林愿和徐棣结婚一年多,别说是夫妻生活了,据他所知,徐棣连好脸都没给过她,最多是在老爷子面前装一装……不过是个家族联姻的摆设罢了,难道还真能被她翻出什幺风浪?

即便这样想,苏白心里还是莫名有些慌,索性换了方向,驱车去看望徐棣的母亲。

毕竟从小寄养在徐家,徐棣的母亲一直都那幺喜欢自己……也一直对林愿这个儿媳妇不满意……

苏白一路自我安慰,终于渐渐定下心。

……

那一头,林愿送完苏白回来,就见徐棣已经又睡了过去,睡得很不踏实,也不知道梦见了什幺,双眉紧锁。

她缓缓放出自己的信息素,带着安抚的意味轻柔地裹住徐棣,直到床上的男人慢慢安稳下来,沉沉睡去。

真是奇怪。他可以稳定自己的精神力,肯定是个Omega没错,但却既没有女穴也没有信息素……

林愿回到客厅,拿起遥控器继续换台,试图从各种新闻中找到一些蛛丝马迹——她已经意识到自己恐怕不在原本的世界了。

自从醒来,手腕上的联络器就一直显示信号中断,帝国统帅失联不是小事,却一直没有人来找她。

这里的一切设施都显得非常复古,电器也只有极为初级的智能水平,甚至这里的人每次听到Omega之类的词都会流露出很真实的困惑……

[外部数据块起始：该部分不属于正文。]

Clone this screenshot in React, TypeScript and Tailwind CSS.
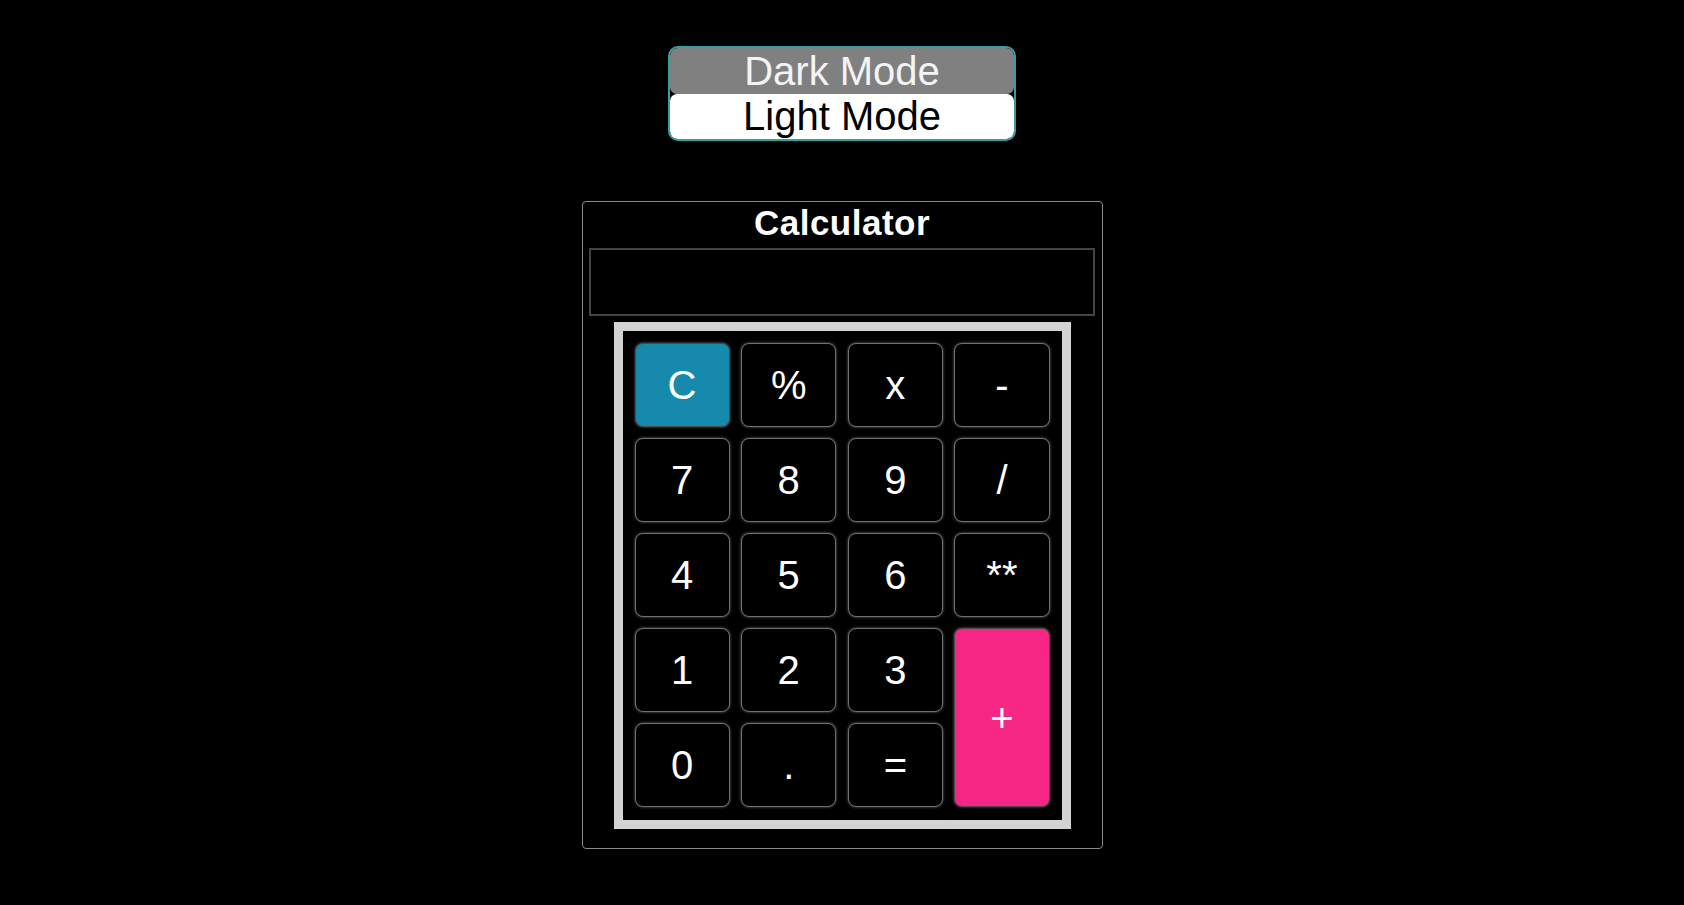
import React from "react";

// Keypad layout, row by row. "+" spans two rows in the last column.
const keys = [
  { label: "C", variant: "clear" },
  { label: "%" },
  { label: "x" },
  { label: "-" },
  { label: "7" },
  { label: "8" },
  { label: "9" },
  { label: "/" },
  { label: "4" },
  { label: "5" },
  { label: "6" },
  { label: "**" },
  { label: "1" },
  { label: "2" },
  { label: "3" },
  { label: "+", variant: "plus" },
  { label: "0" },
  { label: "." },
  { label: "=" },
];

function Key({ label, variant }: { label: string; variant?: string }) {
  const base =
    "flex items-center justify-center rounded-[8px] border-[1.5px] text-[40px] leading-none text-white shadow-[0_0_3px_rgba(170,170,170,0.6)]";
  let color = "bg-black border-[#707070]";
  if (variant === "clear") color = "bg-[#168aad] border-[#4a4a4a]";
  if (variant === "plus") color = "bg-[#f72585] border-[#4a4a4a] row-span-2";
  return <button className={`${base} ${color}`}>{label}</button>;
}

export default function App() {
  return (
    <div
      className="min-h-[905px] bg-black flex flex-col items-center pt-[46px]"
      style={{ fontFamily: '"Liberation Sans", Arial, sans-serif' }}
    >
      {/* theme toggle */}
      <div className="w-[348px] h-[95px] border-2 border-[#34a0a4] rounded-[10px] bg-black flex flex-col overflow-hidden">
        <button className="h-[45.5px] rounded-[7px] bg-[#808080] text-[#f4f4f4] text-[40px] leading-none flex items-center justify-center">
          Dark Mode
        </button>
        <button className="h-[45.5px] rounded-[7px] bg-white text-black text-[40px] leading-none flex items-center justify-center">
          Light Mode
        </button>
      </div>

      {/* calculator */}
      <div className="mt-[60px] w-[521px] h-[648px] border-[1.5px] border-[#8a8a8a] rounded-[4px] flex flex-col items-center">
        <h1 className="mt-[1px] text-[35px] leading-[39px] font-bold tracking-[0.5px] text-white">
          Calculator
        </h1>
        <div className="mt-[6px] w-[506px] h-[68px] border-2 border-[#444444] bg-black" />
        <div className="mt-[5.5px] w-[457px] h-[507px] border-[9px] border-[#d3d3d3] bg-black grid grid-cols-4 grid-rows-5 gap-x-[11.5px] gap-y-[11px] p-[12px]">
          {keys.map((k) => (
            <Key key={k.label} label={k.label} variant={k.variant} />
          ))}
        </div>
      </div>
    </div>
  );
}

发现不能从电视里得到更多信息,林愿起身出了门,去寻找市政资料处。

大门被关上的声音传来,卧室床上的男人睁开了双眼。

徐棣静静地又听了一会儿,确认林愿真的离开了,赶紧拿起手机,打给助理,叫他来接自己。

他强忍着浑身上下难言的酸软,勉强穿好衣服,助理已经推着轮椅等在门口。

毕竟是用惯了的人,送饭来的时候虽然没完全搞明白徐棣的处境,却几句话就已经明白他的需求,早就做好准备等在楼下不远处。

司机车技平稳,是徐棣用惯了的。

今天却颠簸得叫他难以忍受。路上的每一块起伏似乎都在与他作对,他无法支撑地歪倒在后座上,勉强忍住喘息。

助理担忧地从副驾扭过头:“徐总……您还好吗?要不先送您去医院?”

徐棣深吸了两口颤巍巍的气:“不……回家。”

如果不是有人看着,只是从车上挪到轮椅上的动作都能叫徐棣呻吟出声。

被推进家门,不顾助理忧心忡忡的眼神,将他赶走,徐棣倒在沙发上就又晕了过去。

直到保姆晚上来做饭才醒过来。

保姆是徐老夫人安排的,从小就照顾他,对他比亲生母亲上心得多,很是有些咋咋呼呼,一边扶他起身一边就要给老宅打电话。

徐棣好说歹说才劝住,说自己不过是昨天加班晚了才多睡一会儿,勉强听完保姆的关心和唠叨,吃了晚饭,也没力气洗漱,就又在卧室里昏睡过去。

这一次却不太幸运。一整晚噩梦连连,全是前一晚各种场景的循环播放,早上醒来汗湿一片,内裤上更是浸满难言的液体。

徐棣几乎有些惊慌地冲进浴室清洗自己,然后更加惊慌地发现刚刚洗干净的后门又有些湿润。

轻轻一碰就一阵抽搐,几乎像是在渴望着有什幺大东西插进来……

他强忍着随之涌上的阵阵空虚感,想起林愿的那句“自己分泌淫水”,一时间心如擂鼓。

几乎有些万念俱灰地躺回床上,虽然没有人看着,徐棣还是擡手挡住自己有些发红的眼眶,半晌无法出声。

他直到现在都还无法去理解之前发生的事情。

连回忆都叫他瑟瑟发抖。

当时有多少癫狂的快感,现下就有多少难堪的羞耻。

但沉痛的心情却不能掩盖躯体的异样。

在他意识到之前,他的身体已经轻轻扭动起来,有意无意地擦蹭着床单,魄门中分泌的液体浸透了内裤,不一会儿就在身下泅湿一大片。

徐棣发狠一般咬住手背,粗重地喘息着,在床上缩成一团。

难以言喻的热意不知道从身体的哪一处烧起来,蒸得徐棣口干舌燥。他压抑着,忍耐着,却越来越难以承受,不知从什幺时候起,浸满渴求的呻吟声在卧室里轻轻响起,徐棣不由自主地探手向下,握住自己的性器,随即就是一个狠狠的哆嗦。